SAN FRANCISCO (KCBS) — A $50 million plan to fill in the Geary Boulevard underpass in is starting to get some serious consideration from city officials.

The current underpass is the result of a redevelopment project in the 1950s and '60s and some would argue that it was the plan to put up a mote between the Fillmore and the Western Addition Districts from Lower Pacific Heights.

Phil Matier: San Francisco's New $50 Million Plan To Fill Geary Underpass

There were critics who said there was a hint of racism because these freeways, or expressways, tend to split up neighborhoods with blacks on one side and whites on the other.

The new plan, however, is interesting.

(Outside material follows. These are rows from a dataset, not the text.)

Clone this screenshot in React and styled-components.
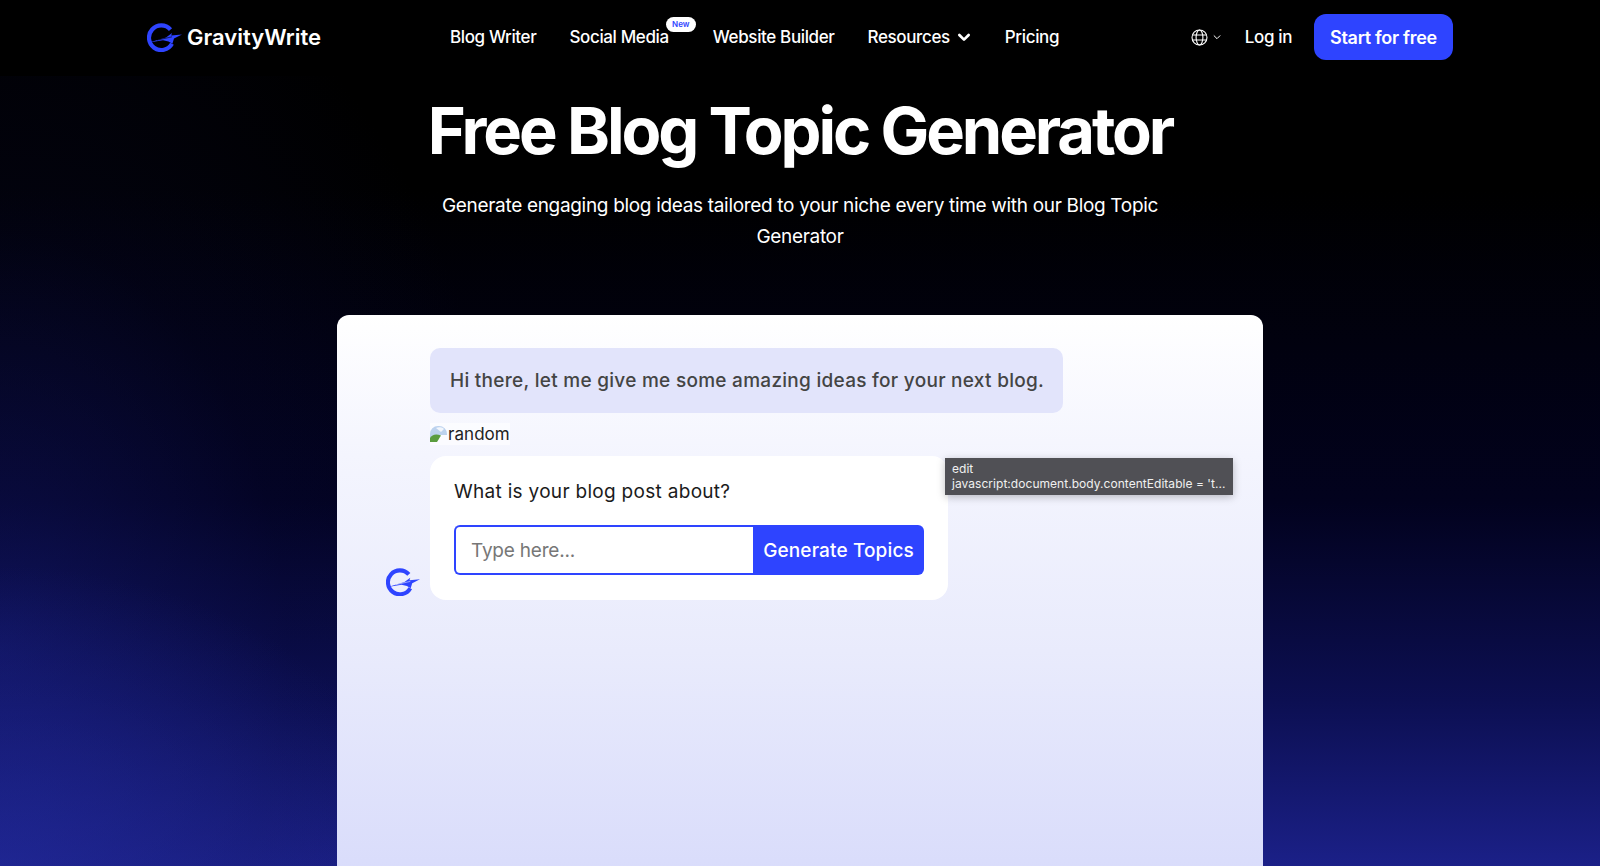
import React from 'react';
import styled, { createGlobalStyle } from 'styled-components';

const GlobalStyle = createGlobalStyle`
  html, body {
    margin: 0;
    height: 866px;
    overflow: hidden;
    background: #000;
    font-family: Inter, "Liberation Sans", sans-serif;
  }
`

const Page = styled.div`
  height: 866px;
  overflow: hidden;
  display: flex;
  flex-direction: column;
  background:
    radial-gradient(420px 300px at 0% 100%, rgba(36, 44, 160, 0.55) 0%, rgba(30, 36, 140, 0) 100%),
    radial-gradient(520px 760px at 0% 75%, rgba(24, 30, 130, 0.42) 0%, rgba(10, 12, 70, 0.2) 55%, rgba(0, 0, 40, 0) 100%),
    linear-gradient(180deg, #000 0%, #000 22%, #02021e 58%, #0c0f52 81%, #1b2088 100%);
`

const Nav = styled.nav`
  height: 76px;
  flex: none;
  box-sizing: border-box;
  background: #000;
  display: flex;
  align-items: center;
  padding: 0 147px 2px;
`

const Brand = styled.div`
  display: flex;
  align-items: center;
  gap: 5px;
  width: 303px;
  color: #fff;
  font-size: 22px;
  font-weight: 600;
`

const Links = styled.div`
  display: flex;
  align-items: center;
  gap: 33px;
  flex: 1;
`

const NavLink = styled.a`
  position: relative;
  display: flex;
  align-items: center;
  gap: 6px;
  margin-right: ${props => props.$badged ? '11px' : '0'};
  color: #fff;
  font-size: 17px;
  font-weight: 500;
  letter-spacing: -0.37px;
`

const NewBadge = styled.span`
  position: absolute;
  top: -10px;
  right: -27px;
  width: 30px;
  height: 15px;
  border-radius: 8px;
  background: #fff;
  color: #2e44ff;
  font-size: 8px;
  font-weight: 600;
  letter-spacing: 0;
  line-height: 15px;
  text-align: center;
`

const NavRight = styled.div`
  display: flex;
  align-items: center;
`

const Lang = styled.div`
  display: flex;
  align-items: center;
  gap: 4px;
  margin-right: 23px;
  color: #fff;
`

const StartButton = styled.a`
  margin-left: 22px;
  width: 139px;
  height: 46px;
  border-radius: 12px;
  background: #2e44ff;
  color: #fff;
  font-size: 18px;
  font-weight: 600;
  letter-spacing: -0.3px;
  display: flex;
  align-items: center;
  justify-content: center;
`

const Hero = styled.header`
  display: flex;
  flex-direction: column;
  align-items: center;
  color: #fff;
`

const Title = styled.h1`
  margin: 14px 0 0;
  font-size: 65px;
  line-height: 82px;
  font-weight: 700;
  letter-spacing: -3.08px;
`

const Subtitle = styled.p`
  margin: 18px 0 0;
  width: 760px;
  text-align: center;
  font-size: 19px;
  line-height: 31px;
  letter-spacing: -0.32px;
`

const Card = styled.main`
  position: relative;
  flex: none;
  width: 926px;
  height: 560px;
  margin: 63px 0 0 337px;
  box-sizing: border-box;
  padding: 33px 0 0 93px;
  border-radius: 12px 12px 0 0;
  background: linear-gradient(180deg, #ffffff 0%, #f4f5fe 25%, #e9ebfc 60%, #d9dcfb 100%);
`

const Bubble = styled.div`
  display: inline-block;
  padding: 0 19px 0 20px;
  height: 65px;
  line-height: 65px;
  border-radius: 10px;
  background: #e2e4fb;
  color: #444;
  font-size: 19px;
  font-weight: 500;
  letter-spacing: 0.28px;
`

const BrokenImage = styled.div`
  display: flex;
  align-items: center;
  width: fit-content;
  height: 22px;
  margin-top: 10px;
  background: rgba(255, 255, 255, 0.6);
  color: #222;
  font-size: 17px;
  letter-spacing: 0.05px;
`

const ChatRow = styled.div`
  position: relative;
  margin-top: 11px;
  width: 518px;
`

const Avatar = styled.div`
  position: absolute;
  left: -44px;
  bottom: 4px;
  display: flex;
`

const FormCard = styled.div`
  box-sizing: border-box;
  height: 144px;
  padding: 24px 24px 0;
  border-radius: 16px;
  background: #fff;
`

const Question = styled.div`
  color: #1b1b1b;
  font-size: 19px;
  line-height: 24px;
  letter-spacing: 0.3px;
`

const InputRow = styled.div`
  display: flex;
  height: 50px;
  margin-top: 21px;
`

const TypeInput = styled.input`
  box-sizing: border-box;
  width: 299px;
  height: 100%;
  padding: 0 15px;
  border: 2px solid #2e44ff;
  border-right: 0;
  border-radius: 6px 0 0 6px;
  outline: none;
  background: #fff;
  font-family: inherit;
  font-size: 19px;
  letter-spacing: -0.2px;
  &::placeholder { color: #777; opacity: 1; }
`

const GenerateButton = styled.button`
  flex: 1;
  height: 100%;
  border: 0;
  border-radius: 0 6px 6px 0;
  background: #2e44ff;
  color: #fff;
  font-family: inherit;
  font-size: 19px;
  font-weight: 500;
  letter-spacing: 0.14px;
  padding: 0;
`

const Tooltip = styled.div`
  position: absolute;
  left: 608px;
  top: 143px;
  box-sizing: border-box;
  width: 288px;
  height: 37px;
  padding: 3px 7px;
  background: #505055;
  color: #f0f0f0;
  font-size: 12px;
  line-height: 15px;
  letter-spacing: 0.04px;
  box-shadow: 0 2px 8px rgba(0, 0, 0, 0.25);
  white-space: nowrap;
`

const Logo = ({ size, slit }) => (
  <svg width={size} height={size * 29 / 35} viewBox="0 0 35 29" fill="none">
    <path d="M23.5 6.6 A12.3 12.3 0 1 0 25 20.8" stroke="#2e44ff" strokeWidth="4.2" />
    <path d="M2 19.5 L19 14.4 L25 10 L24.2 12.6 L35 11.6 L27 15.6 L25.4 20.8 L21.5 18.6 L16 17.2 Z" fill="#2e44ff" />
    <path d="M10 17.2 L25 13.8" stroke={slit} strokeWidth="0.6" />
  </svg>
);

const Globe = () => (
  <svg width="17" height="17" viewBox="0 0 17 17" fill="none" stroke="#fff" strokeWidth="1.1">
    <circle cx="8.5" cy="8.5" r="7.5" />
    <ellipse cx="8.5" cy="8.5" rx="3.4" ry="7.5" />
    <path d="M1.4 6h14.2M1.4 11h14.2" />
  </svg>
);

const Chevron = ({ size, width }) => (
  <svg width={size} height={size} viewBox="0 0 12 12" fill="none" stroke="#fff" strokeWidth={width} strokeLinecap="round" strokeLinejoin="round">
    <path d="M2.5 4.5 6 8l3.5-3.5" />
  </svg>
);

const BrokenIcon = () => (
  <svg width="18" height="16" viewBox="0 0 18 16">
    <path d="M0 16V8a8 8 0 0 1 8-8h1a8 8 0 0 1 8 8v1H10l-4 7z" fill="#bcd2ee" />
    <path d="M6 2a5 3 0 0 1 8 1l-3 3z" fill="#f2f6fc" />
    <path d="M0 16v-4c2-3.5 6-4.5 11-2.5L7 16z" fill="#5a9c3f" />
  </svg>
);

const App = () => (
  <Page>
    <GlobalStyle />
    <Nav>
      <Brand>
        <Logo size={35} slit="#000" />
        GravityWrite
      </Brand>
      <Links>
        <NavLink>Blog Writer</NavLink>
        <NavLink $badged>
          Social Media
          <NewBadge>New</NewBadge>
        </NavLink>
        <NavLink>Website Builder</NavLink>
        <NavLink>
          Resources
          <Chevron size={16} width={2} />
        </NavLink>
        <NavLink>Pricing</NavLink>
      </Links>
      <NavRight>
        <Lang>
          <Globe />
          <Chevron size={10} width={1.2} />
        </Lang>
        <NavLink>Log in</NavLink>
        <StartButton>Start for free</StartButton>
      </NavRight>
    </Nav>
    <Hero>
      <Title>Free Blog Topic Generator</Title>
      <Subtitle>Generate engaging blog ideas tailored to your niche every time with our Blog Topic Generator</Subtitle>
    </Hero>
    <Card>
      <Bubble>Hi there, let me give me some amazing ideas for your next blog.</Bubble>
      <BrokenImage>
        <BrokenIcon />
        random
      </BrokenImage>
      <ChatRow>
        <Avatar>
          <Logo size={34} slit="#e8eafc" />
        </Avatar>
        <FormCard>
          <Question>What is your blog post about?</Question>
          <InputRow>
            <TypeInput placeholder="Type here..." />
            <GenerateButton>Generate Topics</GenerateButton>
          </InputRow>
        </FormCard>
      </ChatRow>
      <Tooltip>
        edit
        <br />
        javascript:document.body.contentEditable = 't...
      </Tooltip>
    </Card>
  </Page>
);

export default App;
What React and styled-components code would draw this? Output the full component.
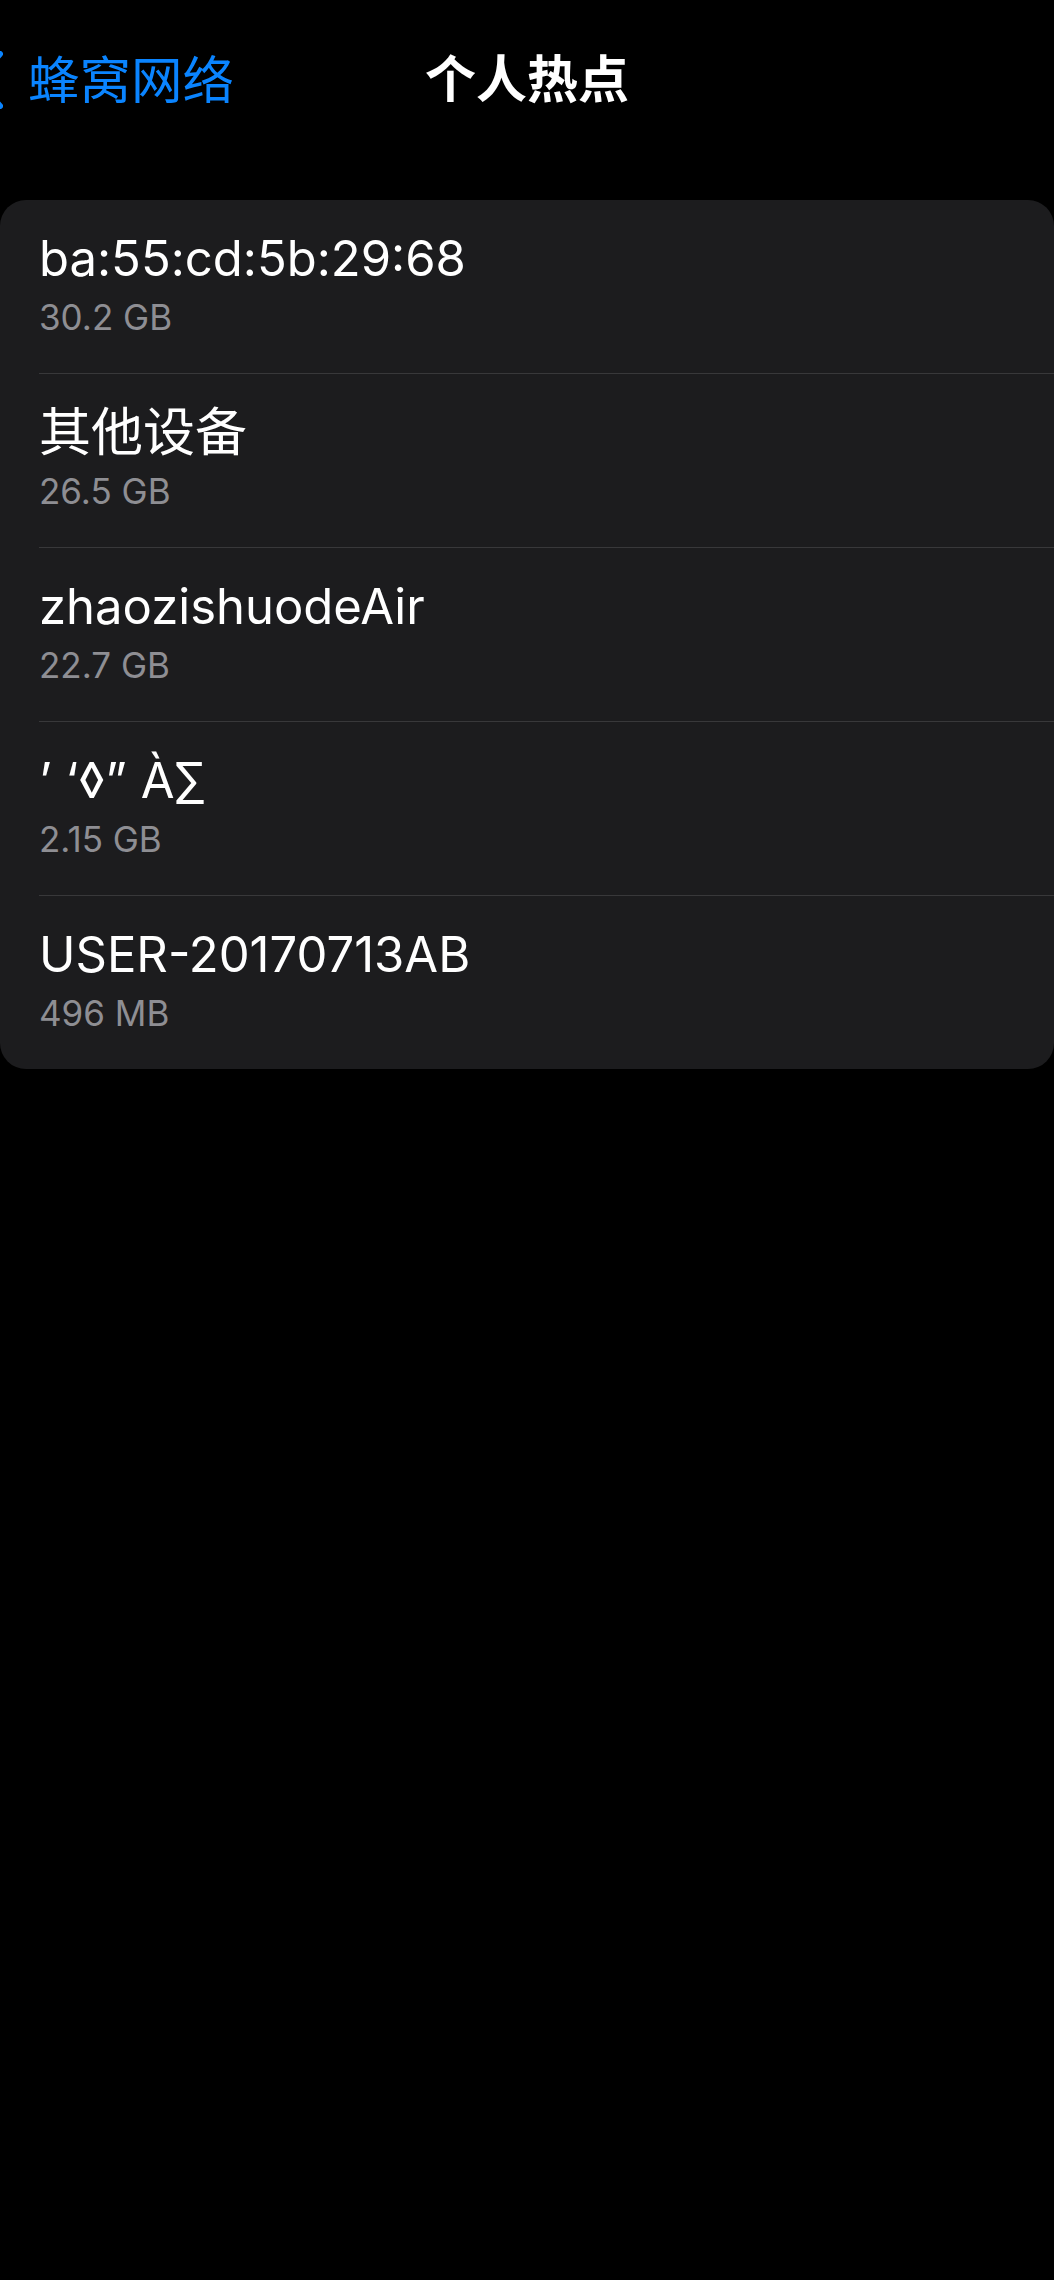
import React from 'react';
import styled, { createGlobalStyle } from 'styled-components';

const GlobalStyle = createGlobalStyle`
  html, body {
    margin: 0;
    padding: 0;
    background: #000;
  }
  body {
    font-family: Inter, "Noto Sans CJK SC", "Liberation Sans", sans-serif;
    -webkit-font-smoothing: antialiased;
  }
`;

const Screen = styled.div`
  width: 1054px;
  min-height: 2280px;
  background: #000;
  overflow: hidden;
`;

const NavBar = styled.div`
  display: grid;
  grid-template-columns: 1fr auto 1fr;
  align-items: center;
  height: 160px;
`;

const BackButton = styled.div`
  display: flex;
  align-items: center;
  gap: 25px;
  color: #0a84ff;
  font-size: 51.5px;
  line-height: 60px;
`;

const Chevron = styled.svg`
  width: 30px;
  height: 58px;
  margin-left: -27px;
  flex-shrink: 0;
`;

const Title = styled.div`
  color: #fff;
  font-size: 51px;
  font-weight: 600;
  line-height: 60px;
  text-align: center;
`;

const Card = styled.div`
  margin-top: 40px;
  background: #1c1c1e;
  border-radius: 26px;
  overflow: hidden;
`;

const Row = styled.div`
  margin-left: 39px;
  padding: 29px 0 35px;
  display: flex;
  flex-direction: column;

  & + & {
    border-top: 1px solid #38383a;
  }
`;

const Name = styled.div`
  color: #fff;
  font-size: ${(p) => (p.$cjk ? '52px' : '49px')};
  line-height: 60px;
  white-space: nowrap;
`;

const Usage = styled.div`
  margin-top: 7px;
  color: #8e8e93;
  font-size: 35px;
  line-height: 42px;
`;

const devices = [
  { name: 'ba:55:cd:5b:29:68', usage: '30.2 GB' },
  { name: '其他设备', usage: '26.5 GB', cjk: true },
  { name: 'zhaozishuodeAir', usage: '22.7 GB' },
  { name: '’ ‘◊” À∑', usage: '2.15 GB' },
  { name: 'USER-20170713AB', usage: '496 MB' },
];

export default function App() {
  return (
    <Screen>
      <GlobalStyle />
      <NavBar>
        <BackButton>
          <Chevron viewBox="0 0 30 58">
            <path
              d="M27 3 L3 29 L27 55"
              fill="none"
              stroke="#0a84ff"
              strokeWidth="6"
              strokeLinecap="round"
              strokeLinejoin="round"
            />
          </Chevron>
          <span>蜂窝网络</span>
        </BackButton>
        <Title>个人热点</Title>
        <div />
      </NavBar>
      <Card>
        {devices.map((d) => (
          <Row key={d.name}>
            <Name $cjk={d.cjk}>{d.name}</Name>
            <Usage>{d.usage}</Usage>
          </Row>
        ))}
      </Card>
    </Screen>
  );
}
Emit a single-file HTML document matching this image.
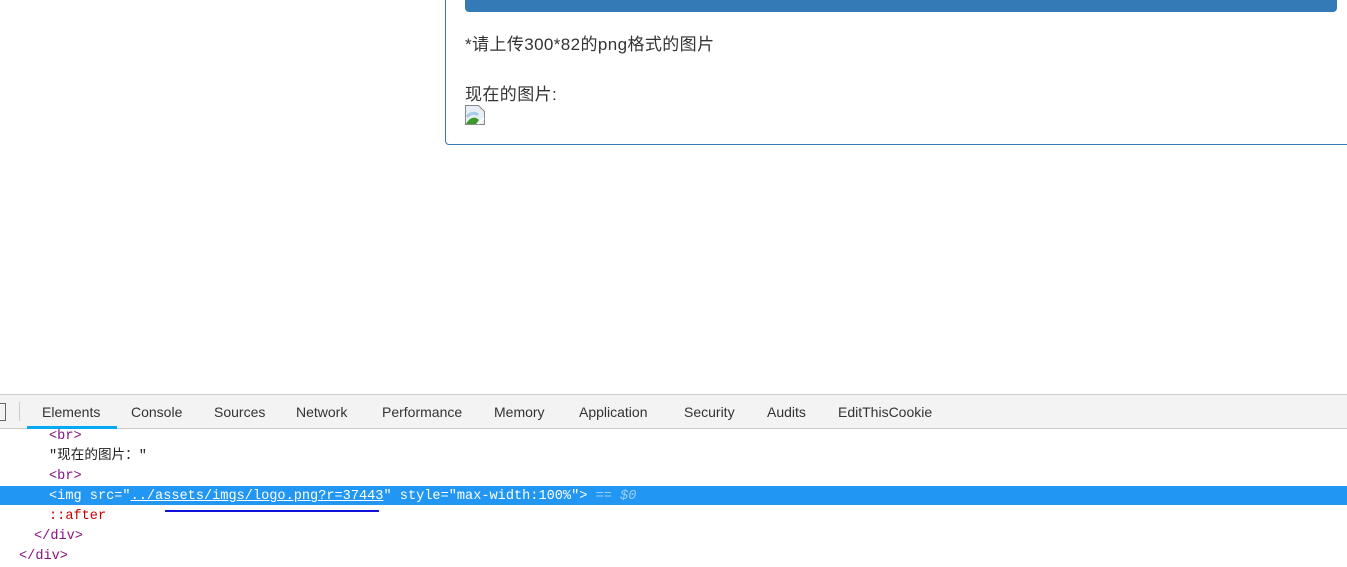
<!DOCTYPE html>
<html><head><meta charset="utf-8"><style>
body{margin:0;width:1347px;height:562px;overflow:hidden;background:#fff;position:relative;font-family:"Liberation Sans","Noto Sans CJK SC",sans-serif}
.panel{position:absolute;left:445px;top:-10px;width:920px;height:155px;border:1px solid #337ab7;border-radius:4px;box-sizing:border-box}
.btn{position:absolute;left:465px;top:-10px;width:872px;height:22px;background:#337ab7;border-radius:4px}
.t{position:absolute;left:465px;font-size:17px;color:#333;letter-spacing:0.4px}
.tabs{position:absolute;left:0;top:394px;width:1347px;height:35px;background:#f3f3f3;border-top:1px solid #ccc;border-bottom:1px solid #ccc;box-sizing:border-box}
.tab{position:absolute;top:0;height:33px;line-height:34px;font-size:14px;color:#333}
.code{position:absolute;font-family:"Liberation Mono","Noto Sans CJK SC",monospace;font-size:13.6px;line-height:20px;white-space:pre}
.tg{color:#881280}
</style></head><body>
<div class="panel"></div>
<div class="btn"></div>
<div class="t" style="top:30px">*请上传300*82的png格式的图片</div>
<div class="t" style="top:80px">现在的图片:</div>
<svg style="position:absolute;left:465px;top:105px" width="20" height="20"><path d="M0.5 0.5h13l6 6v13H0.5z" fill="#e8eef6" stroke="#888"/><path d="M1 19c4-7 9-8 13-4l-3 4z" fill="#3f9a2e"/><path d="M2 12c3-4 8-5 11-2" fill="none" stroke="#a9cbea" stroke-width="3"/><path d="M13 19l6-6" stroke="#fff" stroke-width="2"/></svg>
<div class="tabs">
<div style="position:absolute;left:-6px;top:8px;width:10px;height:16px;border:1px solid #666"></div>
<div style="position:absolute;left:19px;top:7px;width:1px;height:19px;background:#ccc"></div>
<div class="tab" style="left:42px">Elements</div>
<div style="position:absolute;left:27px;top:31px;width:90px;height:3px;background:#03a9f4"></div>
<div class="tab" style="left:131px">Console</div>
<div class="tab" style="left:214px">Sources</div>
<div class="tab" style="left:296px">Network</div>
<div class="tab" style="left:382px">Performance</div>
<div class="tab" style="left:494px">Memory</div>
<div class="tab" style="left:579px">Application</div>
<div class="tab" style="left:684px">Security</div>
<div class="tab" style="left:767px">Audits</div>
<div class="tab" style="left:838px">EditThisCookie</div>
</div>
<div style="position:absolute;left:0;top:486px;width:1347px;height:19px;background:#2196f3"></div>
<div class="code" style="left:49px;top:427px"><span class="tg">&lt;br&gt;</span></div>
<div class="code" style="left:49px;top:447px;color:#222">"现在的图片："</div>
<div class="code" style="left:49px;top:467px"><span class="tg">&lt;br&gt;</span></div>
<div class="code" style="left:49px;top:487px;color:#fff">&lt;img src="<u>../assets/imgs/logo.png?r=37443</u>" style="max-width:100%"&gt; <i style="color:#9fcff5">== $0</i></div>
<div style="position:absolute;left:165px;top:510px;width:214px;height:2px;background:#1010e0"></div>
<div class="code" style="left:49px;top:507px;color:#c80000">::after</div>
<div class="code" style="left:34px;top:527px"><span class="tg">&lt;/div&gt;</span></div>
<div class="code" style="left:19px;top:547px"><span class="tg">&lt;/div&gt;</span></div>
</body></html>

It's eight-lane corridor that stretches from Van Ness Avenue to the Outer Richmond and now they want to bring it to ground level, throw in an express bus in the middle lane and open it up to more pedestrian traffic.

This is at a time when San Francisco city officials are trying to address the increasing numbers of pedestrians and bicyclists getting hit by cars.

That stretch of road is the closest thing there is to an express way on the western section of the city, and has become more so since the city began tearing down it's freeways after the 1989 Loma Prieta earthquake.

Like it or not, people still drive and they need to get to from one side of the city to another but this is San Francisco, where everyone loves a new idea—even if they can't seem to keep the ones on the table in operation.

Besides all this, they are talking about tearing down I-280—the entrance to the city's South of Market area where AT&T Park is located. There is request for study to drop the freeway and have more surface-street traffic and make space for the high speed rail—it that ever comes.

With the two-year construction phase expected to start in 2016, the city is still more than $110 million short of the project's $240 million cost. It would cost an estimated $50 million just to fill the underpass, relocate utilities and rebuild the street.

Meanwhile, Muni is reporting that their light-rail service is getting better—going from a 47 percent on-time rate to a 51 percent on-time rate.

So the philosophy seems to be: never spend money on what have when you can spend it on something new.